Swamp Thing #14 by Scott Snyder and Yanick Paquette was a very good issue. This book suffered from a year long build up, but now the story is in high gear and I really enjoy it. We are a year into the future and Arcane has won and the planet is almost 100% controlled by The Rot.  This issue we saw Swamp Thing play Godzilla against The Rot controlled Teen Titans and that was amusing. I will be curious to see how this plays out as over the course of the story. In the end if Swamp Thing and Animal Man win, they still have to re-set the world. If they re-set the world what are the repercussions? If there are none, then it would invalidate the story and Snyder and Lemire are too good to do that. The art on Swamp Thing can be annoying as Paquette plays with some weird layouts and the flow of the narrative is not always easy to follow. I appreciate what he is doing and why but it needs to have a better design to keep it readable. Overall Rotword is great and Lemire and Snyder are doing a great job with the story.

This leads us to Animal Man #14 by Jeff Lemire and Steve Pugh. Animal Man’s side of the story is The Red Kingdom while Swampy’s is The Green Kingdom. It is the same deal with this series as it was treading water for almost a year and now all the ground work is paying off in spades. Animal Man is teamed up with some of Earth’s last defenders and he goes off in search of Maxine, his daughter. This parallel’s Swamp Thing’s search for Abigal and both are being led into obvious trap of Anton Arcane, the master of The Rot. I like Buddy’s ragtag group of heroes consisting of Constantine, Black Orchid, Steel and Beast Boy. It is such an odd mix and yet Jeff already has them developing chemistry. Both series are coming together nicely and this is how a cross over should work, separate stories heading to the same goal. I have to give kudos to DC that they have definitely tried to keep up a healthy mix of the type of titles they produced. Of course I hate them for cancelling Hellblazer for no reason. Companies can run two different versions of characters and make it work, Marvel does Max versions, DC should maintain a Vertigo version of the character. Way off subject, back to Animal Man and Swamp Thing; these series have gone from decent slow building to great fast paced rides.

Marvel gets a representation this week, well I already mention two books from Marvel and with Marvel Now coming into high gear I will be reading a lot more. Oddly enough this book is from last week, but due to a glitch I got Winter Solider #12 by Ed Brubaker and Butch Guice this week. Bucky is desperate to save the Black Widow and so he submits himself to being turned back into the Winter Solider. Hawkeye and Wolverine are in pursuit and a good battle ensues. Captain America finds out the target of the new mission is Daredevil.
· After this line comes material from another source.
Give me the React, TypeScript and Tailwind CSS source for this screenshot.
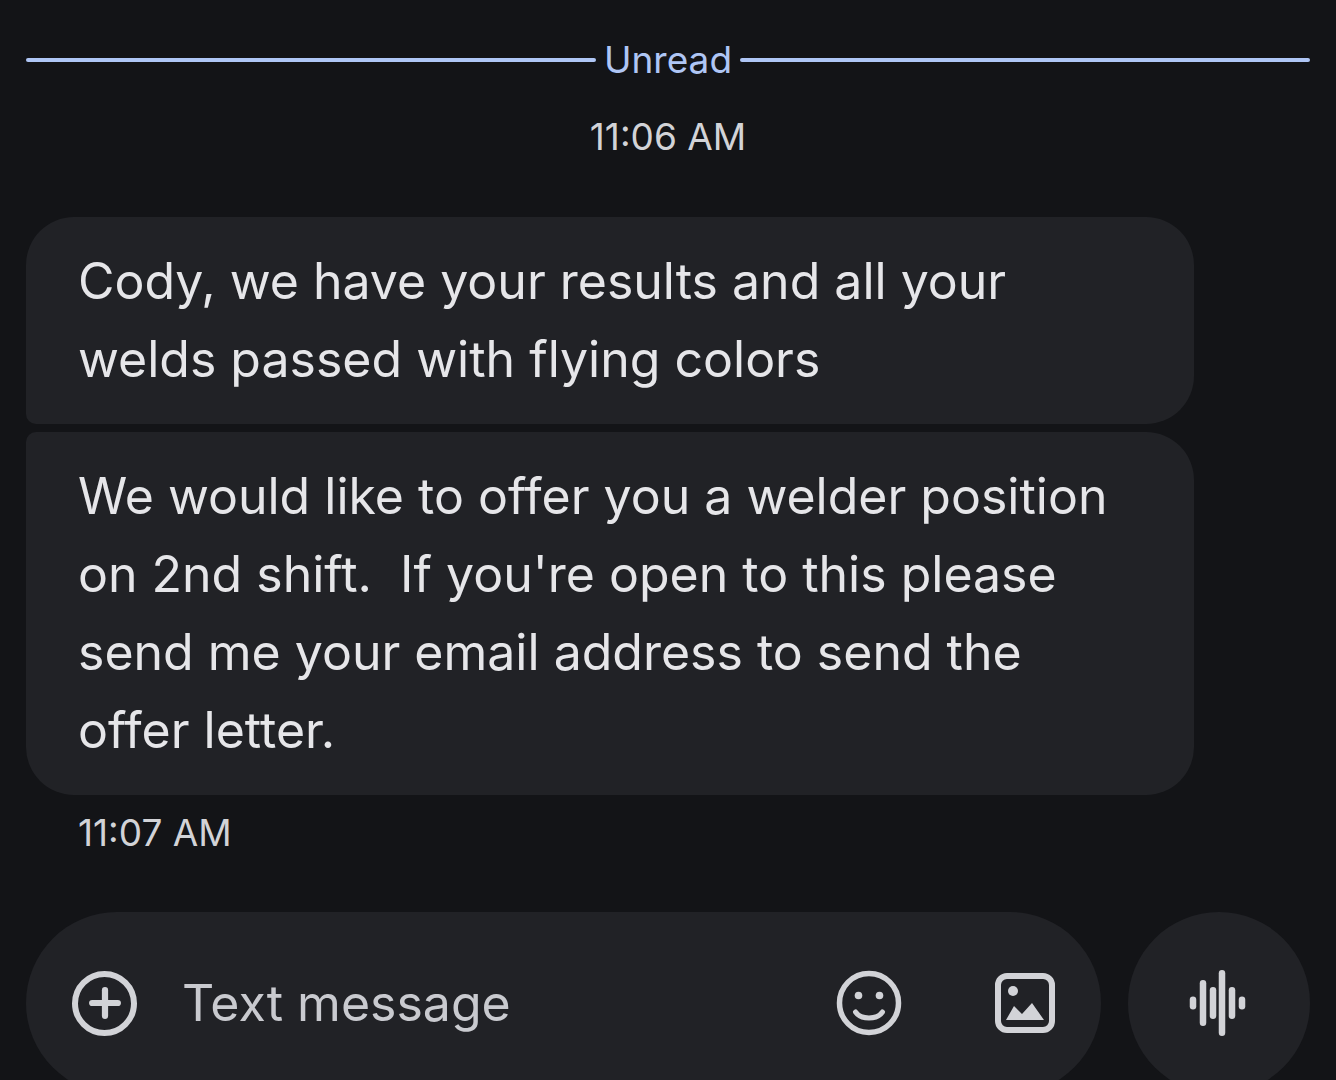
import { Plus } from 'lucide-react';

function SmileIcon() {
  return (
    <svg width="66" height="66" viewBox="0 0 66 66" fill="none" stroke="#d2d3d7" strokeWidth="5.5">
      <circle cx="33" cy="33" r="29.5" />
      <circle cx="22.5" cy="25.5" r="3.8" fill="#d2d3d7" stroke="none" />
      <circle cx="43.5" cy="25.5" r="3.8" fill="#d2d3d7" stroke="none" />
      <path d="M19.5 42 C 25 50, 41 50, 46.5 42" strokeLinecap="round" strokeWidth="5" />
    </svg>
  );
}

function ImageIcon() {
  return (
    <svg width="60" height="60" viewBox="0 0 60 60" fill="none">
      <rect x="3" y="3" width="54" height="54" rx="9" stroke="#d2d3d7" strokeWidth="6" />
      <circle cx="18" cy="18" r="5" fill="#d2d3d7" />
      <path d="M11 47 L19 33 L27 41 L37 30 L49 47 Z" fill="#d2d3d7" />
    </svg>
  );
}

function WaveIcon() {
  const bars = [
    { x: 4, h: 13 },
    { x: 14, h: 46 },
    { x: 24, h: 32 },
    { x: 33, h: 66 },
    { x: 43, h: 32 },
    { x: 53, h: 13 },
  ];
  return (
    <svg width="58" height="66" viewBox="0 0 58 66" fill="#d2d3d7">
      {bars.map((b) => (
        <rect key={b.x} x={b.x - 3.25} y={33 - b.h / 2} width="6.5" height={b.h} rx="3.25" />
      ))}
    </svg>
  );
}

export default function App() {
  return (
    <div className="flex h-[1080px] flex-col overflow-hidden bg-[#131417] pl-[26px] pr-[26px] font-['Inter',sans-serif] text-[#e6e6e9]">
      {/* Unread */}
      <div className="flex h-[40px] mt-[40px] items-center gap-2">
        <div className="h-[4px] flex-1 rounded-full bg-[#afc6f5]" />
        <span className="text-[37px] leading-[40px] text-[#afc6f5]">Unread</span>
        <div className="h-[4px] flex-1 rounded-full bg-[#afc6f5]" />
      </div>
      <div className="mt-[37px] text-center text-[37px] leading-[40px] text-[#d2d3d7]">11:06 AM</div>

      {/* Messages */}
      <div className="mt-[60px] flex w-[1168px] flex-col gap-[8px] text-[50px] leading-[78px]">
        <div className="h-[207px] rounded-t-[48px] rounded-br-[48px] rounded-bl-[10px] bg-[#212226] pl-[52px] pt-[25px]">
          Cody, we have your results and all your
          <br />
          welds passed with flying colors
        </div>
        <div className="h-[363px] rounded-b-[48px] rounded-tr-[48px] rounded-tl-[10px] bg-[#212226] pl-[52px] pt-[25px] whitespace-pre">
          We would like to offer you a welder position
          <br />
          {"on 2nd shift.  If you're open to this please"}
          <br />
          send me your email address to send the
          <br />
          offer letter.
        </div>
      </div>
      <div className="mt-[18px] pl-[52px] text-[37px] leading-[40px] text-[#d2d3d7]">11:07 AM</div>

      {/* Composer */}
      <div className="mt-[59px] flex gap-[27px]">
        <div className="flex h-[182px] flex-1 items-center rounded-[91px] bg-[#212226] pl-[46px]">
          <div className="flex h-[65px] w-[65px] items-center justify-center rounded-full border-[6px] border-[#d2d3d7]">
            <Plus size={44} color="#d2d3d7" strokeWidth={3.4} />
          </div>
          <span className="ml-[45px] text-[50px] text-[#c9cacf]">Text message</span>
          <div className="ml-auto flex items-center gap-[93px] pr-[46px]">
            <SmileIcon />
            <ImageIcon />
          </div>
        </div>
        <div className="flex h-[182px] w-[182px] items-center justify-center rounded-full bg-[#212226] pr-[3px]">
          <WaveIcon />
        </div>
      </div>
    </div>
  );
}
It is a noir spy novel being done with super heroes. There are some issues here and there and of course good guys committing crimes under mind control is common in comics, but somehow it is all flowing and working out to be a nice story. Guice’s artwork is an asset and Ed’s swan song is high note for this series and shows off why Ed has been so popular.  
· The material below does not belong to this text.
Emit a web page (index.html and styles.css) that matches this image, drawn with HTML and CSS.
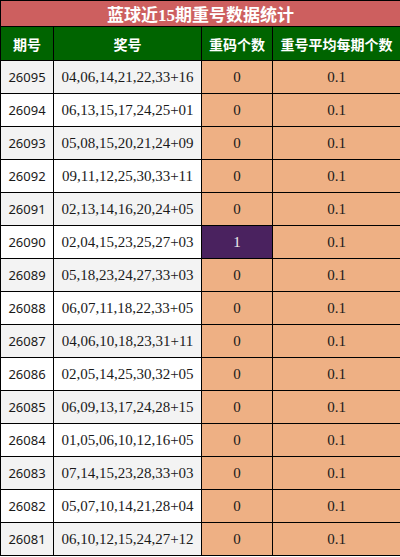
FILE: index.html
```html
<!DOCTYPE html>
<html>
<head>
    <meta charset="utf-8">
    <title>蓝球近15期重号数据统计</title>
    <link rel="stylesheet" href="styles.css">
</head>
<body>
<table class="stat-table">
    <colgroup>
        <col class="col-issue">
        <col class="col-nums">
        <col class="col-repeat">
        <col class="col-avg">
    </colgroup>
    <tr class="title-row">
        <td colspan="4">蓝球近15期重号数据统计</td>
    </tr>
    <tr class="head-row">
        <th>期号</th>
        <th>奖号</th>
        <th>重码个数</th>
        <th>重号平均每期个数</th>
    </tr>
    <tr class="odd"><td class="issue">26095</td><td class="nums">04,06,14,21,22,33+16</td><td class="repeat">0</td><td class="avg">0.1</td></tr>
    <tr><td class="issue">26094</td><td class="nums">06,13,15,17,24,25+01</td><td class="repeat">0</td><td class="avg">0.1</td></tr>
    <tr class="odd"><td class="issue">26093</td><td class="nums">05,08,15,20,21,24+09</td><td class="repeat">0</td><td class="avg">0.1</td></tr>
    <tr><td class="issue">26092</td><td class="nums">09,11,12,25,30,33+11</td><td class="repeat">0</td><td class="avg">0.1</td></tr>
    <tr class="odd"><td class="issue">26091</td><td class="nums">02,13,14,16,20,24+05</td><td class="repeat">0</td><td class="avg">0.1</td></tr>
    <tr><td class="issue">26090</td><td class="nums">02,04,15,23,25,27+03</td><td class="repeat hit">1</td><td class="avg">0.1</td></tr>
    <tr class="odd"><td class="issue">26089</td><td class="nums">05,18,23,24,27,33+03</td><td class="repeat">0</td><td class="avg">0.1</td></tr>
    <tr><td class="issue">26088</td><td class="nums">06,07,11,18,22,33+05</td><td class="repeat">0</td><td class="avg">0.1</td></tr>
    <tr class="odd"><td class="issue">26087</td><td class="nums">04,06,10,18,23,31+11</td><td class="repeat">0</td><td class="avg">0.1</td></tr>
    <tr><td class="issue">26086</td><td class="nums">02,05,14,25,30,32+05</td><td class="repeat">0</td><td class="avg">0.1</td></tr>
    <tr class="odd"><td class="issue">26085</td><td class="nums">06,09,13,17,24,28+15</td><td class="repeat">0</td><td class="avg">0.1</td></tr>
    <tr><td class="issue">26084</td><td class="nums">01,05,06,10,12,16+05</td><td class="repeat">0</td><td class="avg">0.1</td></tr>
    <tr class="odd"><td class="issue">26083</td><td class="nums">07,14,15,23,28,33+03</td><td class="repeat">0</td><td class="avg">0.1</td></tr>
    <tr><td class="issue">26082</td><td class="nums">05,07,10,14,21,28+04</td><td class="repeat">0</td><td class="avg">0.1</td></tr>
    <tr class="odd"><td class="issue">26081</td><td class="nums">06,10,12,15,24,27+12</td><td class="repeat">0</td><td class="avg">0.1</td></tr>
</table>
</body>
</html>
```

FILE: styles.css
```css
body {
    margin: 0;
    background: #fff;
}
.stat-table {
    border-collapse: collapse;
    width: 400px;
    table-layout: fixed;
    font-family: "Liberation Serif", "Noto Sans CJK SC", serif;
    font-size: 15px;
    color: #1a1a1a;
}
.col-issue { width: 53px; }
.col-nums { width: 148px; }
.col-repeat { width: 71px; }
.col-avg { width: 128px; }
.stat-table td,
.stat-table th {
    border: 1px solid #000;
    text-align: center;
    padding: 0;
}
.title-row td {
    height: 25px;
    background: #cd5f5f;
    color: #fff;
    font-family: "Liberation Serif", "Noto Sans CJK SC", serif;
    font-weight: bold;
    font-size: 17px;
}
.head-row th {
    height: 33px;
    background: #006400;
    color: #fff;
    font-family: "Noto Sans CJK SC", sans-serif;
    font-weight: bold;
    font-size: 14px;
}
.stat-table tr td {
    height: 32px;
}
.stat-table .title-row td {
    height: 25px;
}
.issue {
    font-family: "Noto Sans", "Noto Sans CJK SC", sans-serif;
    font-size: 13px;
    background: #fff;
}
.nums {
    background: #fff;
}
.odd .issue,
.odd .nums {
    background: #f3f3f3;
}
.repeat,
.avg {
    background: #eeb084;
}
.repeat.hit {
    background: #4a225f;
    color: #eee;
}
```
DC has two more books on this list with World’s Finest #6 by Paul Levitz, Kevin Maguire and George Perez and we have Green Lantern #14 by Geoff Johns and Doug Mahnke. World’s Finest is blessed with two great artists and this issue having Batman’s two children face off (Huntress and Robin) was very cool. Earth 2 vs Earth DCNu (what, what do we call it, as Earth One is the graphic novel world) was enjoyable and should be interesting next issue when they team up. Green Lantern is amazingly good. I swear just getting Hal away from being the main character helps. We have the Guardians going off the deep end and the confrontation between the new GL and the JL was well done. The one headache I have is the First Lantern. He is not being shown and he is a mysterious part of the entire Guardian history. The problem in the new DCU is that even a died in the wool GL fan who is immersed in all the stuff that has been made up over the last 50 years could think he knows who it is and be dead wrong. Or he could be right, but the character will be totally different. The “surprise” and shock value of this type of slow reveal is lost because you can do anything you want since past history means nothing in the DCU anymore. Still even with knowing that the other set of little blue people will become the new Guardians down the road, the story is playing out very well and the book has fresh life being breath into it.  These are two very enjoyable series.

Part 3 promises to be even shorter then this part as this got longer then I wanted. 

1 comment:

  1. OK, you sold me, I'll check out Detective with Layman. That beautiful cover helps the sale too.